19 jan, 2017
A indicação do funcionário japonês é formulada em tom convidativo. À sua frente há uma fila de cristãos e cada um sabe bem o que o espera: ou pisa o “fumie” – uma espécie de ícone em alto relevo, com a Imagem de Cristo – sinal público de que renega o baptismo, abjurando a fé católica; ou então, se se recusa a pisar, é levado para a tortura da fossa e morte cruel.
A alternativa parece desproporcionada, pois, para escapar a tão terríveis tormentos, os homens de poder insistem com os simples fiéis das aldeias: “Pisar o ‘fumie’ é só uma formalidade e que basta pores o pé levemente e já está, ficas livre!”
Em “Silêncio”, de Martin Scorsese, o contraste é perturbador, pois aqueles que se recusam a pisar mantêm uma certeza e uma serenidade que os ultrapassa, enquanto quem pisa – e, supostamente, fica mais livre – afasta-se, de semblante infeliz e amargurado.
O dilema atinge o seu clímax quando toca os missionários jesuítas. Dados históricos demonstram que a maioria dos sacerdotes morreu mártir, mas nem todos. No filme, o padre português Cristóvão Ferreira – figura importante na Companhia de Jesus e referência para sucessivas gerações de missionários – após submetido à tortura da fossa, pisa o “fumie”. O apóstata Ferreira passa, então, a ser usado pelas autoridades japonesas para convencer os outros missionários a abjurarem, tal como ele.
Ferreira – incapaz de olhar nos olhos o seu antigo aluno Sebastião Rodrigues – pressiona-o ao gesto público do “fumie” porque a dimensão privada é que vale: “Não interessa o que diz a Igreja Católica, mas a tua consciência e a relação directa com o Senhor”, sussurra-lhe, ao ouvido, o seu ex-mestre.

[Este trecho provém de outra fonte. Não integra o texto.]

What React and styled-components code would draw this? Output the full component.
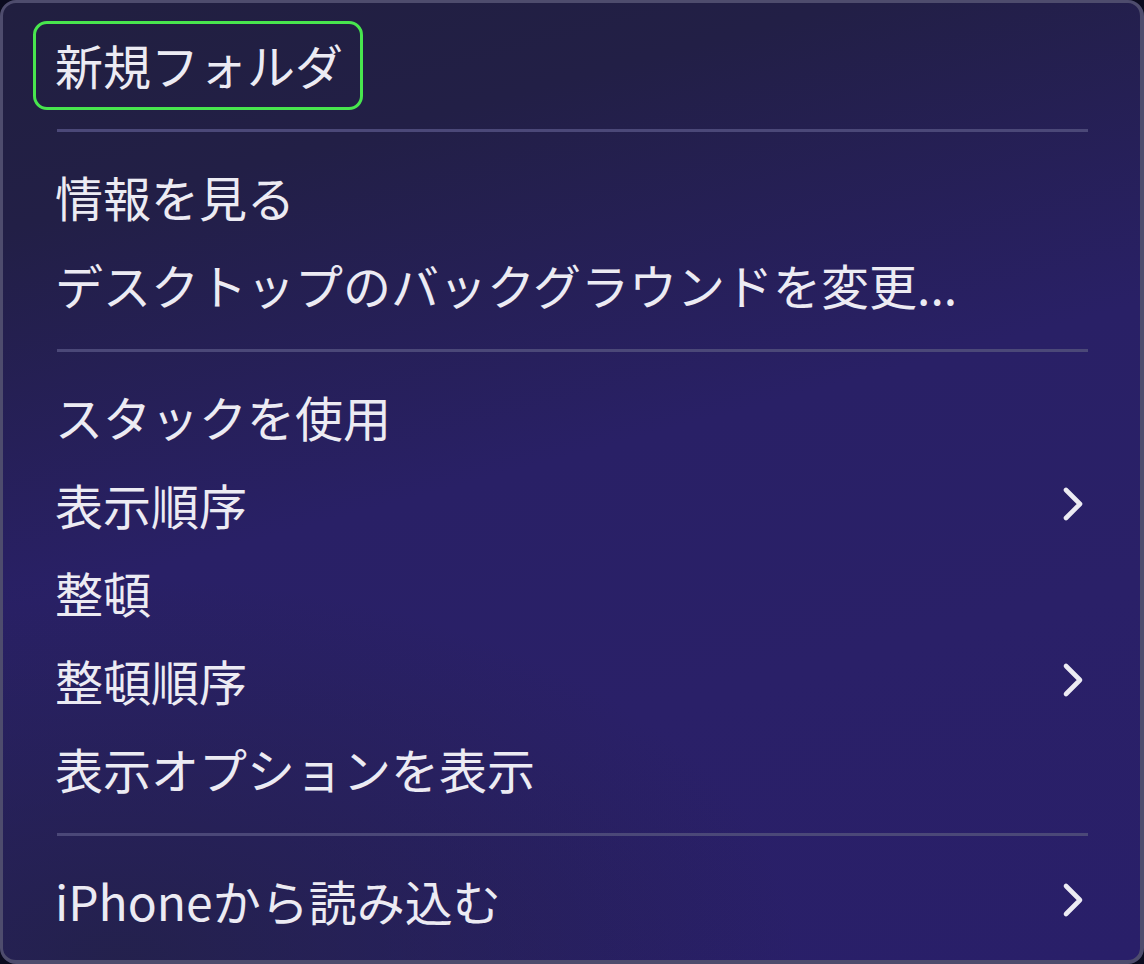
import React from 'react';
import styled, { createGlobalStyle } from 'styled-components';

const GlobalStyle = createGlobalStyle`
  html, body {
    margin: 0;
    padding: 0;
    background: #0b0b1f;
  }
  body {
    font-family: "Noto Sans CJK JP", "Noto Sans", sans-serif;
  }
`;

const menuGroups = [
  [{ label: '新規フォルダ', focused: true }],
  [{ label: '情報を見る' }, { label: 'デスクトップのバックグラウンドを変更...' }],
  [
    { label: 'スタックを使用' },
    { label: '表示順序', submenu: true },
    { label: '整頓' },
    { label: '整頓順序', submenu: true },
    { label: '表示オプションを表示' },
  ],
  [{ label: 'iPhoneから読み込む', submenu: true }],
];

const Chevron = () => (
  <svg width="22" height="36" viewBox="0 0 22 36" fill="none">
    <polyline
      points="4,4 18,18 4,32"
      stroke="#ecebf3"
      strokeWidth="4.6"
      strokeLinecap="round"
      strokeLinejoin="round"
    />
  </svg>
);

function App() {
  return (
    <>
      <GlobalStyle />
      <Menu>
        {menuGroups.map((group, gi) => (
          <React.Fragment key={gi}>
            {gi > 0 && <Separator />}
            {group.map(item => (
              <Item key={item.label} $focused={item.focused}>
                <Label>{item.label}</Label>
                {item.submenu && <Chevron />}
              </Item>
            ))}
          </React.Fragment>
        ))}
      </Menu>
    </>
  );
}

const Menu = styled.div`
  box-sizing: border-box;
  width: 1144px;
  height: 964px;
  display: flex;
  flex-direction: column;
  padding: 18px 36px 15px 30px;
  border: 3px solid #4e4c6d;
  border-right-width: 4px;
  border-bottom-width: 4px;
  border-radius: 16px;
  background:
    radial-gradient(ellipse 60% 40% at 10% 100%, rgba(34, 33, 70, 0.8), rgba(34, 33, 70, 0) 100%),
    linear-gradient(165deg, #211f40 0%, #221f46 18%, #292066 48%, #2a2068 70%, #291f69 100%);
  overflow: hidden;
`;

const Item = styled.div`
  box-sizing: border-box;
  height: 89px;
  flex: none;
  display: flex;
  align-items: center;
  justify-content: space-between;
  align-self: ${props => (props.$focused ? 'flex-start' : 'stretch')};
  padding: 0 17px 3px 19px;
  border: 3.5px solid ${props => (props.$focused ? '#48e64e' : 'transparent')};
  border-radius: 14px;
  color: #ecebf3;
  margin-bottom: -1px;
`;

const Label = styled.span`
  font-size: 48px;
  line-height: 1;
  white-space: nowrap;
`;

const Separator = styled.div`
  flex: none;
  height: 3px;
  margin: 20px 16px 21px 24px;
  background: #4b4878;
`;

export default App;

Mas o filme não se reduz a este horror. Este “Silêncio” também fala de conversão e da misteriosa possibilidade de começar e recomeçar sempre (às vezes com repugnância), apesar de tantas quedas e traições. Porque a objectividade dos sacramentos é infinitamente superior à miséria de quem peca. E aqueles que O reconhecem, na verdade, é que são livres.